This composite graphic illustrates the use of the Shallow Radar instrument
on NASA's Mars Reconnaissance Orbiter for mapping underground ice-rich
layers of the north polar layered terrain on Mars.
Pane "a" is a radargram from the instrument, showing a cross-section of
Mars' north polar cap, based on time lags of radio-wave echoes returning
from different layers. The penetrating radar reveals icy layered deposits
overlying a basal unit in some areas. The vertical dimension in the cross
section is exaggerated one-hundred-fold compared with the horizontal
dimension. The vertical scale bar is one kilometer (3,281 feet). The
horizontal scale bar is 100 kilometers (62 miles).
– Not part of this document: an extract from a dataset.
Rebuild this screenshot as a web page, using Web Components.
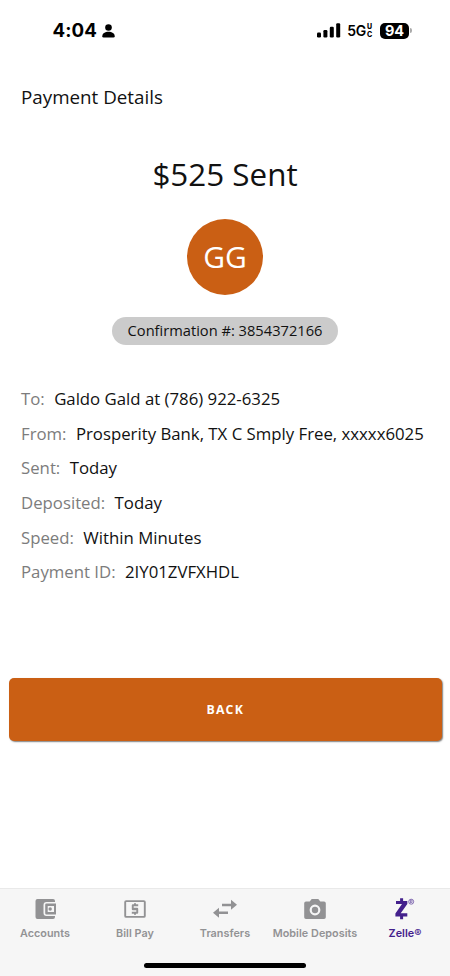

Pane "b" is an image from the High Resolution Imaging Science Experiment
camera, also on NASA's Mars Reconnaissance Orbiter. It shows the layered
deposits and the basal unit in outcrop exposed near the edge of the polar
cap. The scale bar is 2 kilometers (1.24 miles). This is a cutout from an
observation taken on taken Nov. 28, 2006, at 83.4 degrees north latitude
and 118.8 degrees east longitude. Full-frame versions of the observation
are available at http://hirise.lpl.arizona.edu/PSP_001593_2635.
Pane "c" is a radar-generated map of the surface elevation of the polar
region. The white line from A to A' is the ground track for the radargram
in Pane "a." Yellow dashed lines show the extent of the basal unit
(upper-left region) and of the layered deposits. The color-coded reference
bar for elevations in panes "c" and "d" shows elevations ranging from
yellow at 2.3 kilometers (1.4 miles) below the standard reference level
for Mars to violet at 5.8 kilometers (3.6 miles) below that reference.
Pane "d" is a radar-generated map of the elevation at the base of the
layered deposits, showing no basal deflection in the lower-right region
(despite the mass of overlying layers) and about 1 kilometer (0.6. mile)
of basal unit deposits in the upper-left region.
Pane "e" is a radar-generated map of the thickness of the layered
deposits, the difference between the surface elevations mapped in "c" and
the base elevations mapped in "d." The total volume of the layered
deposits is 821,000 cubic kilometers (197,000 cubic miles), about 30
percent that of Earth's Greenland ice sheet. The scale bar of 200
kilometers (124 miles) applies also to panes "c" and "d." The color-coded
reference bar indicates thicknesses ranging from yellow at 2 kilometers
(1.24 miles) to black at zero thickness.
The illustration is adapted from a 2009 paper by Putzig et al. in
the journal Icarus.
The Shallow Radar instrument was provided by the Italian Space Agency. Its
operations are led by the University of Rome and its data are analyzed by
a joint U.S.-Italian science team. NASA's Jet Propulsion Laboratory, a
division of the California Institute of Technology in Pasadena, manages
the Mars Reconnaissance Orbiter for the NASA Science Mission Directorate,
Washington. Lockheed Martin Space Systems, Denver, is the prime contractor
for the project and built the spacecraft. The High Resolution Imaging
Science Experiment is operated by the University of Arizona, Tucson, and
the instrument was built by Ball Aerospace & Technologies Corp., Boulder,
Colo.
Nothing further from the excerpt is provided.